Classifier tool discard seqences that aren't found in reference database

przemekiljan · March 9, 2021, 1:53pm

Hello fellow qiimers! That's my first post here so I hope that it'll follow all community guidelines

I'm using :qiime2: to perform 16S metagenomic analysis. Recently I wanted to review all possible options for classifying tools (been using vsearch classifier previously) and when I've tried to incorporate other commands from feature-classifier into my workflow I've received following error message from taxa barplot tool:

Feature IDs found in the table are missing from the taxonomy: {'b7d56027f65de48259ecde66b95a2247', '452c2a0920b0890c86a02f3079c2f756'}

Upon further inspection I've found out that number of features doesn't match for input (1.8 MB) and output (754.2 KB) for classifier method. Indeed both of two missing ASVs belong to species that couldn't be found in my curated silva database, since they belong to two separate fungal organisms, and my database is targeted at V3-V4 regions of bacterial 16S gene.
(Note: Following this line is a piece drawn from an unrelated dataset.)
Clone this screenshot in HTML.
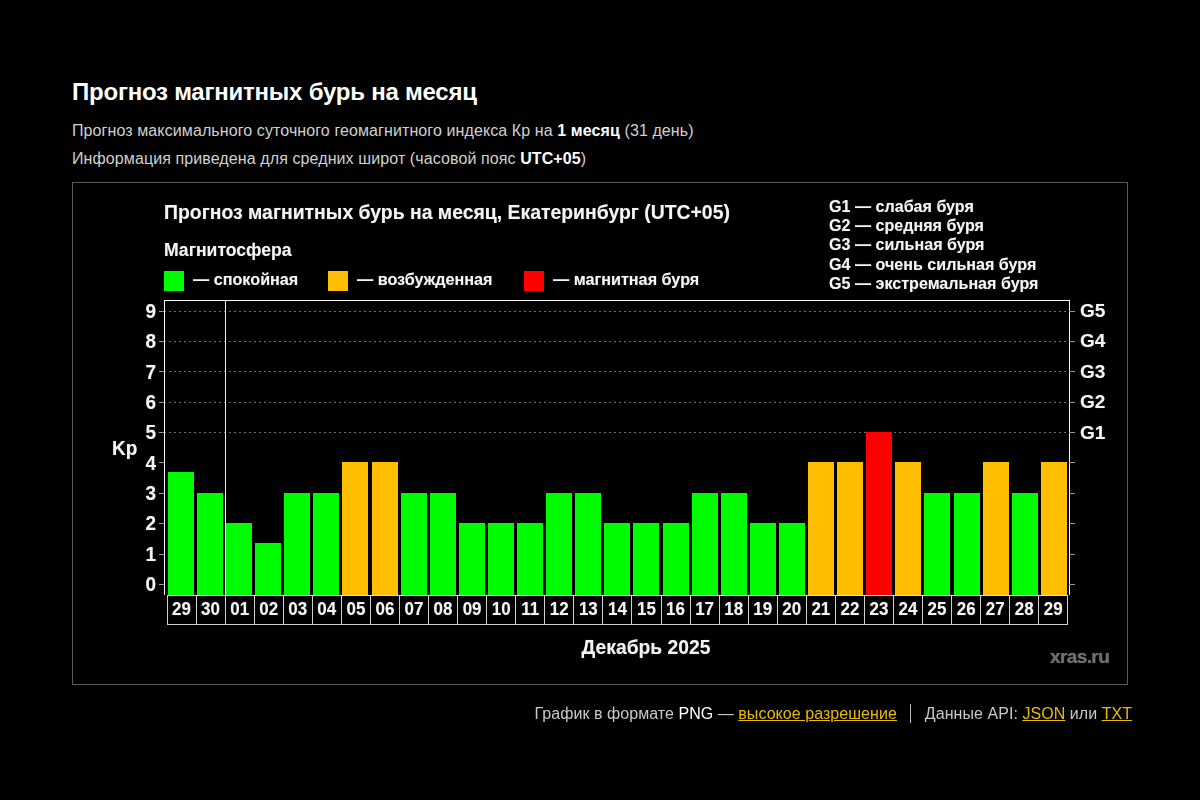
<!DOCTYPE html>
<html><head><meta charset="utf-8">
<style>
html,body{margin:0;padding:0;background:#000;}
body{width:1200px;height:800px;overflow:hidden;position:relative;font-family:"Liberation Sans",sans-serif;color:#d0d0d0;}
.a{position:absolute;white-space:nowrap;}
#h1{left:72px;top:78px;font-size:24px;font-weight:bold;color:#fff;letter-spacing:-0.23px;}
#p1{left:72px;top:122px;font-size:16px;letter-spacing:0.1px;}
#p2{left:72px;top:150px;font-size:16px;letter-spacing:0.1px;}
b{color:#fff;}
#chart{position:absolute;left:0;top:0;width:1200px;height:800px;will-change:transform;text-shadow:0 0 1px rgba(240,240,240,0.45);}
.ct{font-weight:bold;color:#f4f4f4;}
.bar{position:absolute;}
.yl{position:absolute;font-weight:bold;font-size:19px;transform:scaleY(1.07);color:#f4f4f4;text-align:right;width:40px;line-height:20px;}
.gl{position:absolute;font-weight:bold;font-size:19px;color:#f4f4f4;line-height:20px;}
.dl{position:absolute;font-weight:bold;font-size:17px;transform:scaleY(1.1);color:#f4f4f4;text-align:center;line-height:20px;}
.grid{position:absolute;height:1px;background:repeating-linear-gradient(90deg,#6c6c6c 0 2px,transparent 2px 5px);}
.tk{position:absolute;height:1px;background:#999;width:6px;}
</style></head><body>
<div class="a" id="h1">Прогноз магнитных бурь на месяц</div>
<div class="a" id="p1">Прогноз максимального суточного геомагнитного индекса Кр на <b>1 месяц</b> (31 день)</div>
<div class="a" id="p2">Информация приведена для средних широт (часовой пояс <b>UTC+05</b>)</div>
<div class="a" style="left:72px;top:182px;width:1054px;height:501px;border:1px solid #5a5a5a;"></div>
<div id="chart">

<div class="a ct" id="ctitle" style="left:164px;top:201px;font-size:19.4px;">Прогноз магнитных бурь на месяц, Екатеринбург (UTC+05)</div>
<div class="a ct" id="mag" style="left:164px;top:240px;font-size:17.6px;">Магнитосфера</div>
<div class="a" style="left:164px;top:271px;width:20px;height:20px;background:#00fc00;"></div>
<div class="a ct" style="left:193px;top:270px;font-size:16.2px;">— спокойная</div>
<div class="a" style="left:328px;top:271px;width:20px;height:20px;background:#ffbf00;"></div>
<div class="a ct" style="left:357px;top:270px;font-size:16.2px;">— возбужденная</div>
<div class="a" style="left:524px;top:271px;width:20px;height:20px;background:#ff0000;"></div>
<div class="a ct" style="left:553px;top:270px;font-size:16.2px;">— магнитная буря</div>
<div class="a ct" style="left:829px;top:196.8px;font-size:16.1px;">G1 — слабая буря</div>
<div class="a ct" style="left:829px;top:216.1px;font-size:16.1px;">G2 — средняя буря</div>
<div class="a ct" style="left:829px;top:235.4px;font-size:16.1px;">G3 — сильная буря</div>
<div class="a ct" style="left:829px;top:254.7px;font-size:16.1px;">G4 — очень сильная буря</div>
<div class="a ct" style="left:829px;top:274.0px;font-size:16.1px;">G5 — экстремальная буря</div>
<div class="grid" style="left:164px;top:432.1px;width:905px;"></div>
<div class="grid" style="left:164px;top:401.7px;width:905px;"></div>
<div class="grid" style="left:164px;top:371.3px;width:905px;"></div>
<div class="grid" style="left:164px;top:340.9px;width:905px;"></div>
<div class="grid" style="left:164px;top:310.5px;width:905px;"></div>
<div class="bar" style="left:167.80px;top:472.27px;width:26px;height:122.73px;background:#00fc00;"></div>
<div class="bar" style="left:196.90px;top:492.63px;width:26px;height:102.37px;background:#00fc00;"></div>
<div class="bar" style="left:226.00px;top:523.02px;width:26px;height:71.98px;background:#00fc00;"></div>
<div class="bar" style="left:255.10px;top:543.38px;width:26px;height:51.62px;background:#00fc00;"></div>
<div class="bar" style="left:284.20px;top:492.63px;width:26px;height:102.37px;background:#00fc00;"></div>
<div class="bar" style="left:313.30px;top:492.63px;width:26px;height:102.37px;background:#00fc00;"></div>
<div class="bar" style="left:342.40px;top:462.24px;width:26px;height:132.76px;background:#ffbf00;"></div>
<div class="bar" style="left:371.50px;top:462.24px;width:26px;height:132.76px;background:#ffbf00;"></div>
<div class="bar" style="left:400.60px;top:492.63px;width:26px;height:102.37px;background:#00fc00;"></div>
<div class="bar" style="left:429.70px;top:492.63px;width:26px;height:102.37px;background:#00fc00;"></div>
<div class="bar" style="left:458.80px;top:523.02px;width:26px;height:71.98px;background:#00fc00;"></div>
<div class="bar" style="left:487.90px;top:523.02px;width:26px;height:71.98px;background:#00fc00;"></div>
<div class="bar" style="left:517.00px;top:523.02px;width:26px;height:71.98px;background:#00fc00;"></div>
<div class="bar" style="left:546.10px;top:492.63px;width:26px;height:102.37px;background:#00fc00;"></div>
<div class="bar" style="left:575.20px;top:492.63px;width:26px;height:102.37px;background:#00fc00;"></div>
<div class="bar" style="left:604.30px;top:523.02px;width:26px;height:71.98px;background:#00fc00;"></div>
<div class="bar" style="left:633.40px;top:523.02px;width:26px;height:71.98px;background:#00fc00;"></div>
<div class="bar" style="left:662.50px;top:523.02px;width:26px;height:71.98px;background:#00fc00;"></div>
<div class="bar" style="left:691.60px;top:492.63px;width:26px;height:102.37px;background:#00fc00;"></div>
<div class="bar" style="left:720.70px;top:492.63px;width:26px;height:102.37px;background:#00fc00;"></div>
<div class="bar" style="left:749.80px;top:523.02px;width:26px;height:71.98px;background:#00fc00;"></div>
<div class="bar" style="left:778.90px;top:523.02px;width:26px;height:71.98px;background:#00fc00;"></div>
<div class="bar" style="left:808.00px;top:462.24px;width:26px;height:132.76px;background:#ffbf00;"></div>
<div class="bar" style="left:837.10px;top:462.24px;width:26px;height:132.76px;background:#ffbf00;"></div>
<div class="bar" style="left:866.20px;top:431.85px;width:26px;height:163.15px;background:#ff0000;"></div>
<div class="bar" style="left:895.30px;top:462.24px;width:26px;height:132.76px;background:#ffbf00;"></div>
<div class="bar" style="left:924.40px;top:492.63px;width:26px;height:102.37px;background:#00fc00;"></div>
<div class="bar" style="left:953.50px;top:492.63px;width:26px;height:102.37px;background:#00fc00;"></div>
<div class="bar" style="left:982.60px;top:462.24px;width:26px;height:132.76px;background:#ffbf00;"></div>
<div class="bar" style="left:1011.70px;top:492.63px;width:26px;height:102.37px;background:#00fc00;"></div>
<div class="bar" style="left:1040.80px;top:462.24px;width:26px;height:132.76px;background:#ffbf00;"></div>
<div class="a" style="left:164px;top:300px;width:904px;height:294px;border:1px solid #f8f8f8;border-bottom:none;"></div>
<div class="a" style="left:225px;top:300px;width:1px;height:295px;background:#f0f0f0;"></div>
<div class="tk" style="left:159px;top:584.0px;width:5px;"></div>
<div class="tk" style="left:1069px;top:584.0px;"></div>
<div class="yl" style="left:116px;top:575.2px;">0</div>
<div class="tk" style="left:159px;top:553.6px;width:5px;"></div>
<div class="tk" style="left:1069px;top:553.6px;"></div>
<div class="yl" style="left:116px;top:544.8px;">1</div>
<div class="tk" style="left:159px;top:523.2px;width:5px;"></div>
<div class="tk" style="left:1069px;top:523.2px;"></div>
<div class="yl" style="left:116px;top:514.4px;">2</div>
<div class="tk" style="left:159px;top:492.8px;width:5px;"></div>
<div class="tk" style="left:1069px;top:492.8px;"></div>
<div class="yl" style="left:116px;top:484.0px;">3</div>
<div class="tk" style="left:159px;top:462.4px;width:5px;"></div>
<div class="tk" style="left:1069px;top:462.4px;"></div>
<div class="yl" style="left:116px;top:453.6px;">4</div>
<div class="tk" style="left:159px;top:432.1px;width:5px;"></div>
<div class="tk" style="left:1069px;top:432.1px;"></div>
<div class="yl" style="left:116px;top:423.2px;">5</div>
<div class="tk" style="left:159px;top:401.7px;width:5px;"></div>
<div class="tk" style="left:1069px;top:401.7px;"></div>
<div class="yl" style="left:116px;top:392.9px;">6</div>
<div class="tk" style="left:159px;top:371.3px;width:5px;"></div>
<div class="tk" style="left:1069px;top:371.3px;"></div>
<div class="yl" style="left:116px;top:362.5px;">7</div>
<div class="tk" style="left:159px;top:340.9px;width:5px;"></div>
<div class="tk" style="left:1069px;top:340.9px;"></div>
<div class="yl" style="left:116px;top:332.1px;">8</div>
<div class="tk" style="left:159px;top:310.5px;width:5px;"></div>
<div class="tk" style="left:1069px;top:310.5px;"></div>
<div class="yl" style="left:116px;top:301.7px;">9</div>
<div class="gl" style="left:1080px;top:422.6px;">G1</div>
<div class="gl" style="left:1080px;top:392.2px;">G2</div>
<div class="gl" style="left:1080px;top:361.8px;">G3</div>
<div class="gl" style="left:1080px;top:331.4px;">G4</div>
<div class="gl" style="left:1080px;top:301.0px;">G5</div>
<div class="a ct" id="kp" style="left:112px;top:437px;font-size:19px;transform:scaleY(1.07);transform-origin:0 0;">Kp</div>
<div class="a" style="left:166.6px;top:595px;width:901.3px;height:30px;border:1px solid #d0d0d0;border-top:1px solid #e0e0e0;box-sizing:border-box;"></div>
<div class="a" style="left:195.56px;top:595px;width:1px;height:30px;background:#d0d0d0;"></div>
<div class="a" style="left:224.62px;top:595px;width:1px;height:30px;background:#d0d0d0;"></div>
<div class="a" style="left:253.68px;top:595px;width:1px;height:30px;background:#d0d0d0;"></div>
<div class="a" style="left:282.74px;top:595px;width:1px;height:30px;background:#d0d0d0;"></div>
<div class="a" style="left:311.80px;top:595px;width:1px;height:30px;background:#d0d0d0;"></div>
<div class="a" style="left:340.86px;top:595px;width:1px;height:30px;background:#d0d0d0;"></div>
<div class="a" style="left:369.92px;top:595px;width:1px;height:30px;background:#d0d0d0;"></div>
<div class="a" style="left:398.98px;top:595px;width:1px;height:30px;background:#d0d0d0;"></div>
<div class="a" style="left:428.04px;top:595px;width:1px;height:30px;background:#d0d0d0;"></div>
<div class="a" style="left:457.10px;top:595px;width:1px;height:30px;background:#d0d0d0;"></div>
<div class="a" style="left:486.16px;top:595px;width:1px;height:30px;background:#d0d0d0;"></div>
<div class="a" style="left:515.22px;top:595px;width:1px;height:30px;background:#d0d0d0;"></div>
<div class="a" style="left:544.28px;top:595px;width:1px;height:30px;background:#d0d0d0;"></div>
<div class="a" style="left:573.34px;top:595px;width:1px;height:30px;background:#d0d0d0;"></div>
<div class="a" style="left:602.40px;top:595px;width:1px;height:30px;background:#d0d0d0;"></div>
<div class="a" style="left:631.46px;top:595px;width:1px;height:30px;background:#d0d0d0;"></div>
<div class="a" style="left:660.52px;top:595px;width:1px;height:30px;background:#d0d0d0;"></div>
<div class="a" style="left:689.58px;top:595px;width:1px;height:30px;background:#d0d0d0;"></div>
<div class="a" style="left:718.64px;top:595px;width:1px;height:30px;background:#d0d0d0;"></div>
<div class="a" style="left:747.70px;top:595px;width:1px;height:30px;background:#d0d0d0;"></div>
<div class="a" style="left:776.76px;top:595px;width:1px;height:30px;background:#d0d0d0;"></div>
<div class="a" style="left:805.82px;top:595px;width:1px;height:30px;background:#d0d0d0;"></div>
<div class="a" style="left:834.88px;top:595px;width:1px;height:30px;background:#d0d0d0;"></div>
<div class="a" style="left:863.94px;top:595px;width:1px;height:30px;background:#d0d0d0;"></div>
<div class="a" style="left:893.00px;top:595px;width:1px;height:30px;background:#d0d0d0;"></div>
<div class="a" style="left:922.06px;top:595px;width:1px;height:30px;background:#d0d0d0;"></div>
<div class="a" style="left:951.12px;top:595px;width:1px;height:30px;background:#d0d0d0;"></div>
<div class="a" style="left:980.18px;top:595px;width:1px;height:30px;background:#d0d0d0;"></div>
<div class="a" style="left:1009.24px;top:595px;width:1px;height:30px;background:#d0d0d0;"></div>
<div class="a" style="left:1038.30px;top:595px;width:1px;height:30px;background:#d0d0d0;"></div>
<div class="dl" style="left:167.00px;top:599px;width:29.06px;">29</div>
<div class="dl" style="left:196.06px;top:599px;width:29.06px;">30</div>
<div class="dl" style="left:225.12px;top:599px;width:29.06px;">01</div>
<div class="dl" style="left:254.18px;top:599px;width:29.06px;">02</div>
<div class="dl" style="left:283.24px;top:599px;width:29.06px;">03</div>
<div class="dl" style="left:312.30px;top:599px;width:29.06px;">04</div>
<div class="dl" style="left:341.36px;top:599px;width:29.06px;">05</div>
<div class="dl" style="left:370.42px;top:599px;width:29.06px;">06</div>
<div class="dl" style="left:399.48px;top:599px;width:29.06px;">07</div>
<div class="dl" style="left:428.54px;top:599px;width:29.06px;">08</div>
<div class="dl" style="left:457.60px;top:599px;width:29.06px;">09</div>
<div class="dl" style="left:486.66px;top:599px;width:29.06px;">10</div>
<div class="dl" style="left:515.72px;top:599px;width:29.06px;">11</div>
<div class="dl" style="left:544.78px;top:599px;width:29.06px;">12</div>
<div class="dl" style="left:573.84px;top:599px;width:29.06px;">13</div>
<div class="dl" style="left:602.90px;top:599px;width:29.06px;">14</div>
<div class="dl" style="left:631.96px;top:599px;width:29.06px;">15</div>
<div class="dl" style="left:661.02px;top:599px;width:29.06px;">16</div>
<div class="dl" style="left:690.08px;top:599px;width:29.06px;">17</div>
<div class="dl" style="left:719.14px;top:599px;width:29.06px;">18</div>
<div class="dl" style="left:748.20px;top:599px;width:29.06px;">19</div>
<div class="dl" style="left:777.26px;top:599px;width:29.06px;">20</div>
<div class="dl" style="left:806.32px;top:599px;width:29.06px;">21</div>
<div class="dl" style="left:835.38px;top:599px;width:29.06px;">22</div>
<div class="dl" style="left:864.44px;top:599px;width:29.06px;">23</div>
<div class="dl" style="left:893.50px;top:599px;width:29.06px;">24</div>
<div class="dl" style="left:922.56px;top:599px;width:29.06px;">25</div>
<div class="dl" style="left:951.62px;top:599px;width:29.06px;">26</div>
<div class="dl" style="left:980.68px;top:599px;width:29.06px;">27</div>
<div class="dl" style="left:1009.74px;top:599px;width:29.06px;">28</div>
<div class="dl" style="left:1038.80px;top:599px;width:29.06px;">29</div>
<div class="a ct" id="dec" style="left:581.6px;top:637.2px;font-size:19.3px;">Декабрь 2025</div>
<div class="a" id="xras" style="left:1050px;top:646px;font-size:19px;font-weight:bold;color:#6e6e6e;letter-spacing:-0.6px;">xras.ru</div>
</div>
<div class="a" id="foot" style="right:68px;top:704px;font-size:16px;color:#c8c8c8;letter-spacing:0.05px;">График в формате <span style="color:#fff">PNG</span> — <u style="color:#e9bc00">высокое разрешение</u> <span style="display:inline-block;width:1px;height:19px;background:#bbb;vertical-align:-4px;margin:0 9px;"></span> Данные API: <u style="color:#e9bc00">JSON</u> или <u style="color:#e9bc00">TXT</u></div>
</body></html>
Previously I've found vsearch classifier to treat those sequences as unassigned and leave them be (example (646.3 KB) containing aforementioned IDs as "Unassigned", which is an output of classify-consensus-blast method, with exception of using unmodified silva database), but classify-hybrid-vsearch-sklearn classifier, as well as classify-consensus-blast method discard them, which may later lead to consistency issues, as presented above - on example of taxa barplot command.

I believe that there is some way around it, using various filtering methods, but I wasn't able to come up with anything elegant yet.

What I find most interesting in this situation is that using those two commands that make up hybrid classification method separately doesn't create such problems, but I suppose that those were heavily modified in order for them to work combined.

Nicholas_Bokulich · March 9, 2021, 3:38pm

Welcome to the community, @przemekiljan !

This is actually expected behavior, but that might not be very apparent. An initial pre-filter step is performed to remove query sequences that very poorly match the reference sequences. To quote the help documentation:

First performs rough positive filter to remove artifact and
low-coverage sequences (use "prefilter" parameter to toggle this step on
or off).

So you can use the prefilter option to prevent those two sequences from being filtered.

To remove missing features from your table, do something along these lines:

qiime feature-table filter-table \
    --i-table your-table-that-has-all-features.qza \
    --m-metadata-file your-taxonomy-output-from-classify-hybrid-that-is-missing-features.qza \
    --o-filtered-table filtered-table.qza

This hybrid pipeline is actually quite simple — it just has the addition of that initial pre-filter, which is why it filters out those sequeces intentionally, and the individual classification methods do not.

I hope that helps!

system · April 9, 2021, 9:39pm

This topic was automatically closed 31 days after the last reply. New replies are no longer allowed.